▶ **SOURCE DATA**
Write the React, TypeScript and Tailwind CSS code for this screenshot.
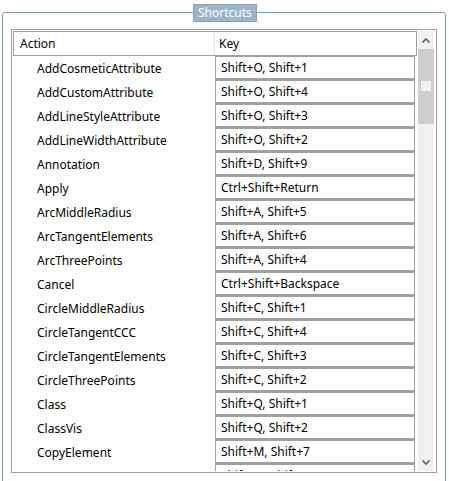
import React from 'react';

type Shortcut = { action: string; key: string };

const shortcuts: Shortcut[] = [
  { action: 'AddCosmeticAttribute', key: 'Shift+O, Shift+1' },
  { action: 'AddCustomAttribute', key: 'Shift+O, Shift+4' },
  { action: 'AddLineStyleAttribute', key: 'Shift+O, Shift+3' },
  { action: 'AddLineWidthAttribute', key: 'Shift+O, Shift+2' },
  { action: 'Annotation', key: 'Shift+D, Shift+9' },
  { action: 'Apply', key: 'Ctrl+Shift+Return' },
  { action: 'ArcMiddleRadius', key: 'Shift+A, Shift+5' },
  { action: 'ArcTangentElements', key: 'Shift+A, Shift+6' },
  { action: 'ArcThreePoints', key: 'Shift+A, Shift+4' },
  { action: 'Cancel', key: 'Ctrl+Shift+Backspace' },
  { action: 'CircleMiddleRadius', key: 'Shift+C, Shift+1' },
  { action: 'CircleTangentCCC', key: 'Shift+C, Shift+4' },
  { action: 'CircleTangentElements', key: 'Shift+C, Shift+3' },
  { action: 'CircleThreePoints', key: 'Shift+C, Shift+2' },
  { action: 'Class', key: 'Shift+Q, Shift+1' },
  { action: 'ClassVis', key: 'Shift+Q, Shift+2' },
  { action: 'CopyElement', key: 'Shift+M, Shift+7' },
  { action: 'CopyMove', key: 'Shift+M, Shift+8' },
];

const Chevron = ({ down }: { down?: boolean }) => (
  <svg width="8" height="5" viewBox="0 0 8 5" className={down ? 'rotate-180' : ''}>
    <polyline points="0.5,4.5 4,1 7.5,4.5" fill="none" stroke="#606060" strokeWidth="1.6" />
  </svg>
);

export default function App() {
  return (
    <div
      className="w-[449px] h-[481px] bg-white overflow-hidden text-[12px] text-black"
      style={{ fontFamily: '"Segoe UI", "Noto Sans", sans-serif' }}
    >
      <div className="relative mt-[12px] ml-[2px] w-[444px] h-[480px] border border-[#7f9db9] rounded-[3px] pt-[16px] pl-[8px]">
        <div className="absolute left-[190px] top-[-9px] h-[18px] px-[4px] bg-[#9db5ca] border border-[#86a3bc] text-white leading-[16px]">
          Shortcuts
        </div>

        <div className="w-[426px] h-[444px] border border-[#a0a0a0] p-px flex">
          <div className="w-[404px] h-full overflow-hidden">
            <div className="flex h-[25px] border border-[#a0a0a0] leading-[23px]">
              <div className="w-[201px] pl-[6px] border-r border-[#e3e3e3]">Action</div>
              <div className="flex-1 pl-[4px]">Key</div>
            </div>
            {shortcuts.map((s) => (
              <div key={s.action} className="flex h-[24px]">
                <div className="w-[202px] pl-[24px] leading-[25px] whitespace-nowrap">{s.action}</div>
                <div className="w-[200px] h-[24px] border border-[#a0a0a0] border-b-2 pl-[5px] leading-[22px] whitespace-nowrap">
                  {s.key}
                </div>
              </div>
            ))}
          </div>
          <div className="ml-px w-[16px] h-full bg-[#f0f0f0] flex flex-col">
            <div className="h-[18px] flex items-center justify-center">
              <Chevron />
            </div>
            <div className="h-[75px] bg-[#cdcdcd] flex justify-center pt-[32px]">
              <div className="w-[10px] h-[10px] bg-[#f0f0f0]" />
            </div>
            <div className="flex-1" />
            <div className="h-[18px] flex items-center justify-center">
              <Chevron down />
            </div>
          </div>
        </div>
      </div>
    </div>
  );
}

▶ **TASK PROMPT**
From the first line of the listing above, repeat every line through the one holding "string; key: string". Both ends count, and pictures stay out.

▶ **SOLUTION FOR THIS PROBLEM**
Write the React, TypeScript and Tailwind CSS code for this screenshot.
import React from 'react';

type Shortcut = { action: string; key: string };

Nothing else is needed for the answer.